Mallaig Harbour to Soay by boat and on to South Uist, 20th and 21st of May 2017, my bucket list.

Mallaig harbour

I love walking by the coast, walking on a beach and looking out to sea.  I also like to be on a boat looking across the water towards land.  When the sun shines in Mallaig the water at the edge of the harbour is turquoise and transparent.  I boarded the boat, unpacked, drank a cup of tea in the main cabin and met the lovely people who were to be my sailing companions for the next week.

I put on my oilskins and lifejacket and we cast off, setting sail for Soay, a small island near Skye.  I didn’t look very glamerous in my turquoise wellies, red life jacket and yellow waterproofs.  I sang the Skye boat song to myself while we were sailing.  I didn’t do much to help and was mainly taking photographs and talking to people.

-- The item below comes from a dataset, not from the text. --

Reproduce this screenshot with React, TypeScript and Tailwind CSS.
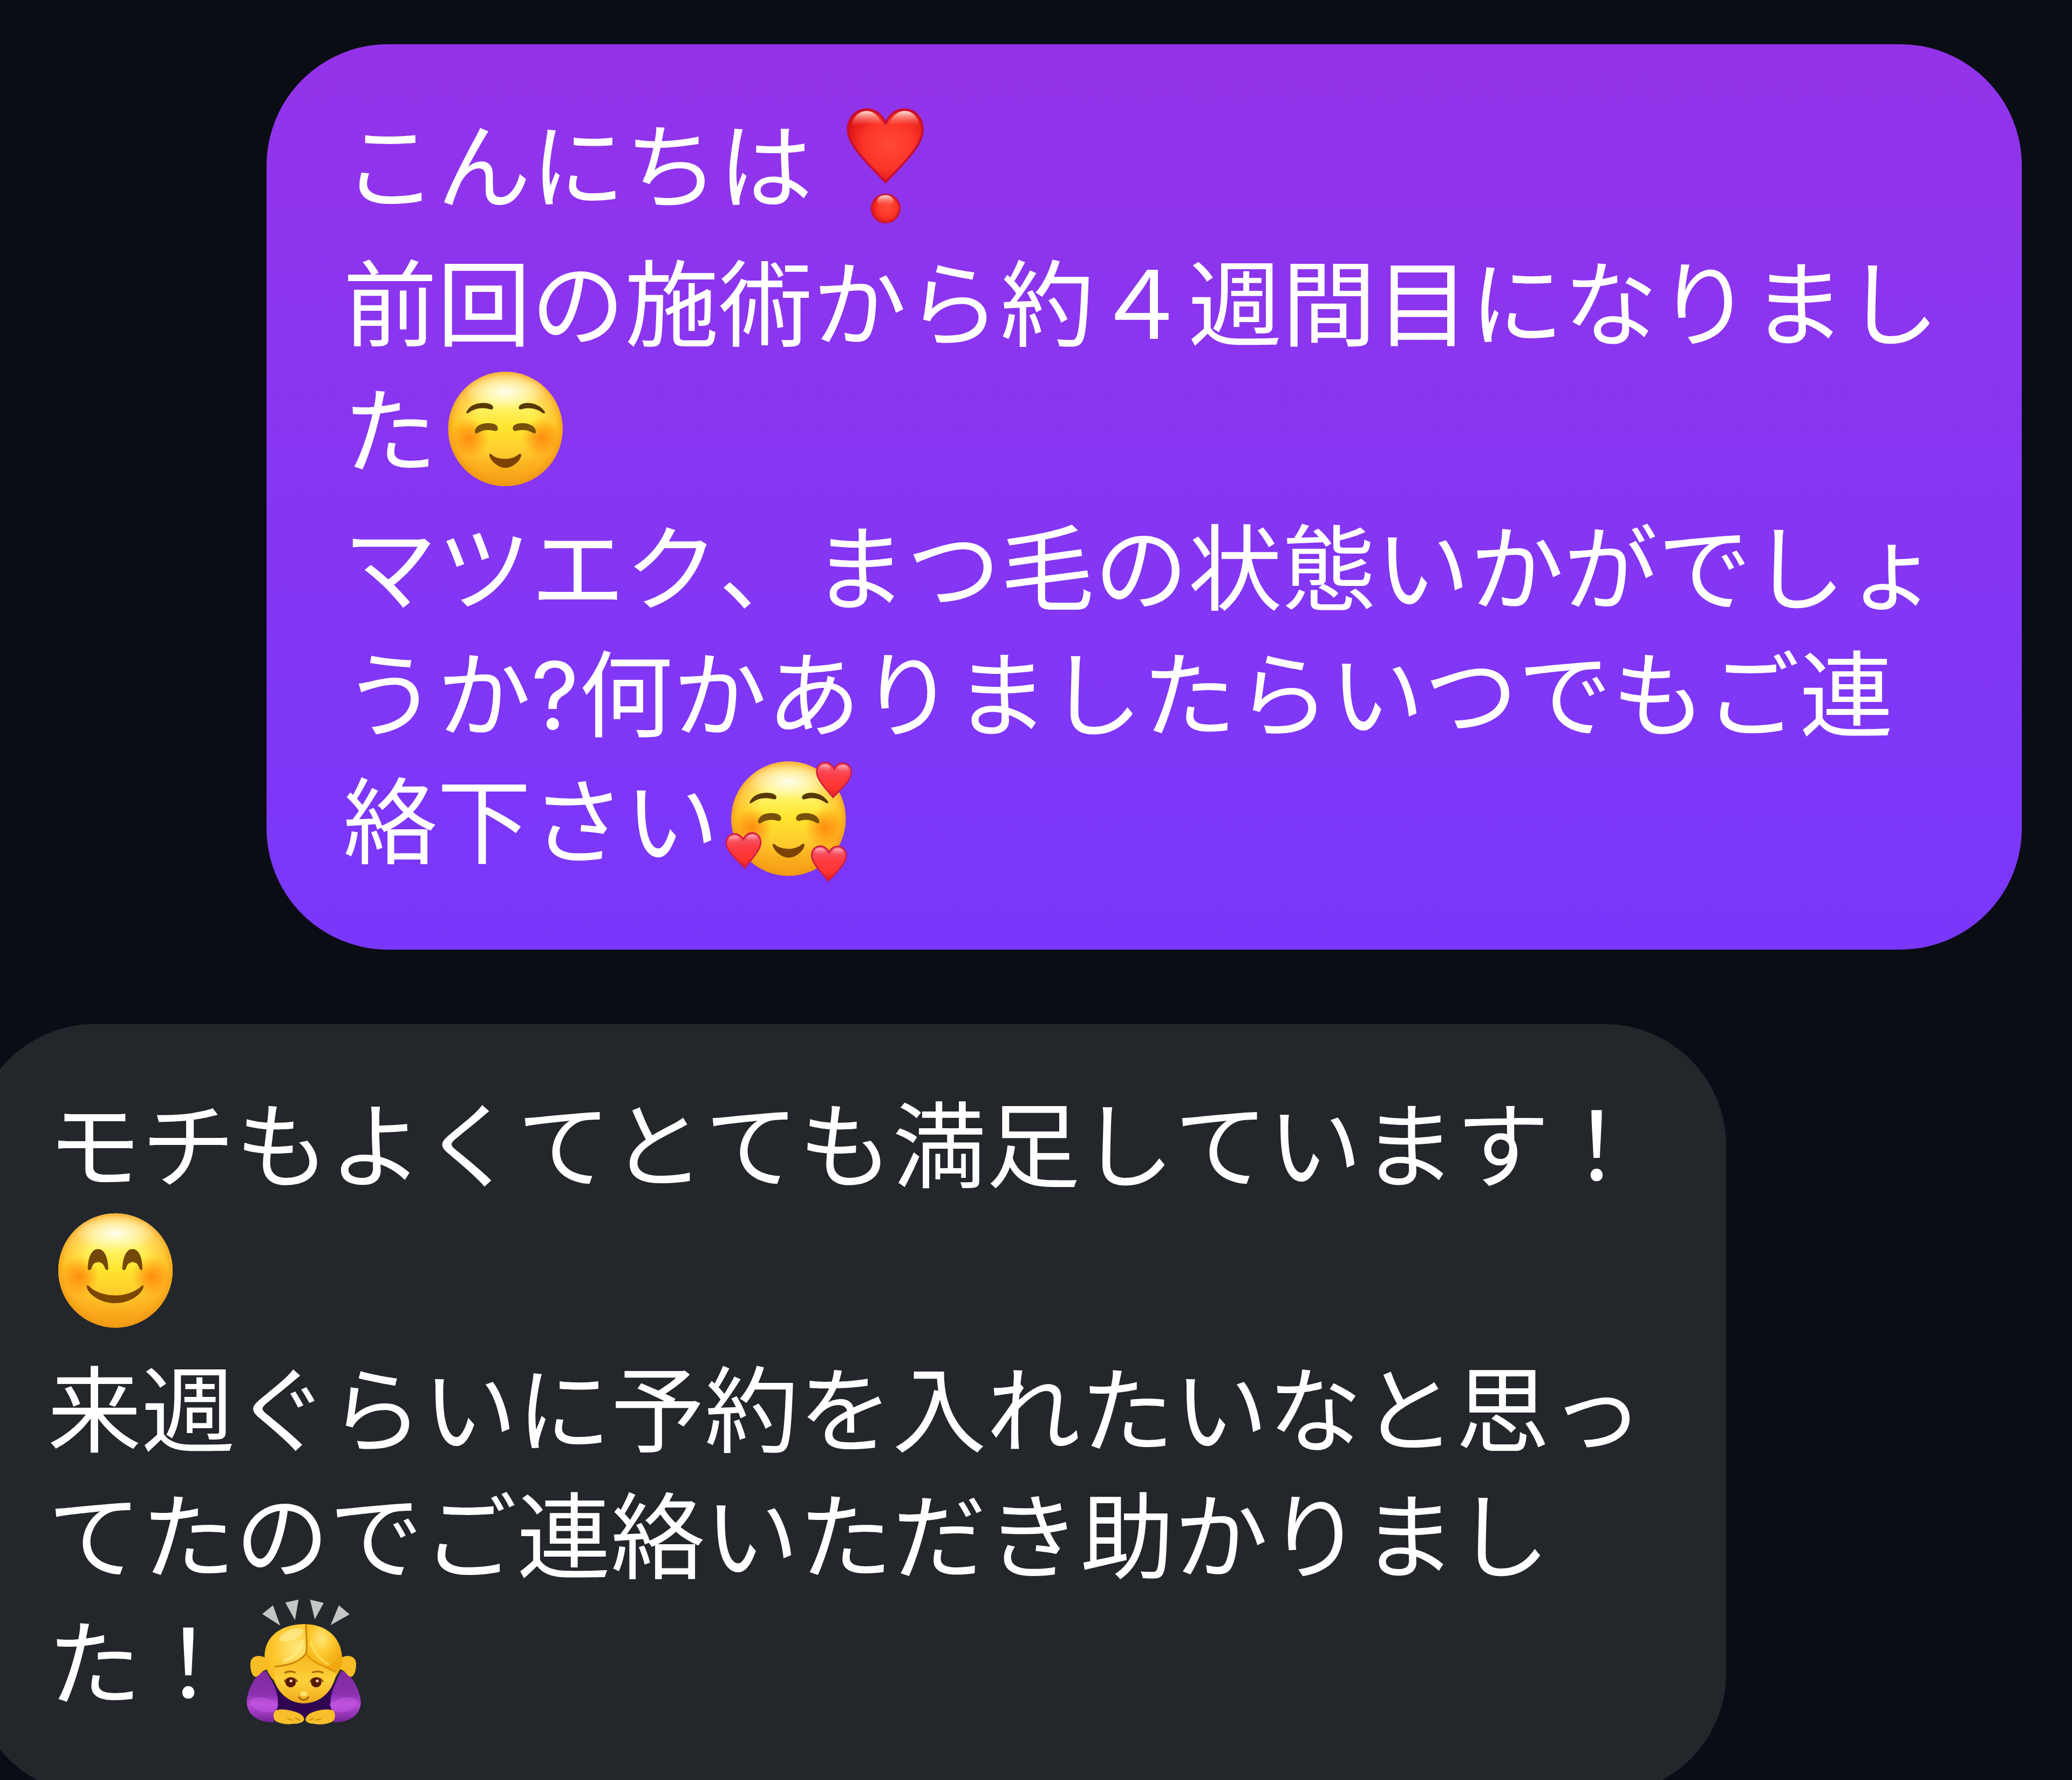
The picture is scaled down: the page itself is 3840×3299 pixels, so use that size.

We anchored near Soay, but it was stormy at night time and the boat rocked violently a few times and not many people slept well.  Over a delicious breakfast the skipper agreed to let us anchor in a sheltered loch the following day.  It was on my bucket list to visit the Hebrides, but as I’d only taken one instead of two sea sickness tablets I ended up clutching a bucket!  We had a rough crossing, but it was so exciting to see the beautiful islands from the sea, and although I felt unwell I was also very happy.  It was cold and raining but my oilskins kept me dry.  After a long sail we reached Loch Eynort on South Uist. I was unable to help with anything on the boat, and noticed a dramatic change in how I felt when we moved into calmer water in the loch.  The dinghy was launched and we were able to go ashore.  I didn’t walk far, but it was lovely to walk through ferns and bluebells and to be ashore looking at the lovely scenery.

Loch Eynort, South Uist, HebridesLoch Eynort, South Uist, Hebrides

I ate a delicious meal and felt cosy in my cabin, being gently rocked to sleep by the motion of the waves.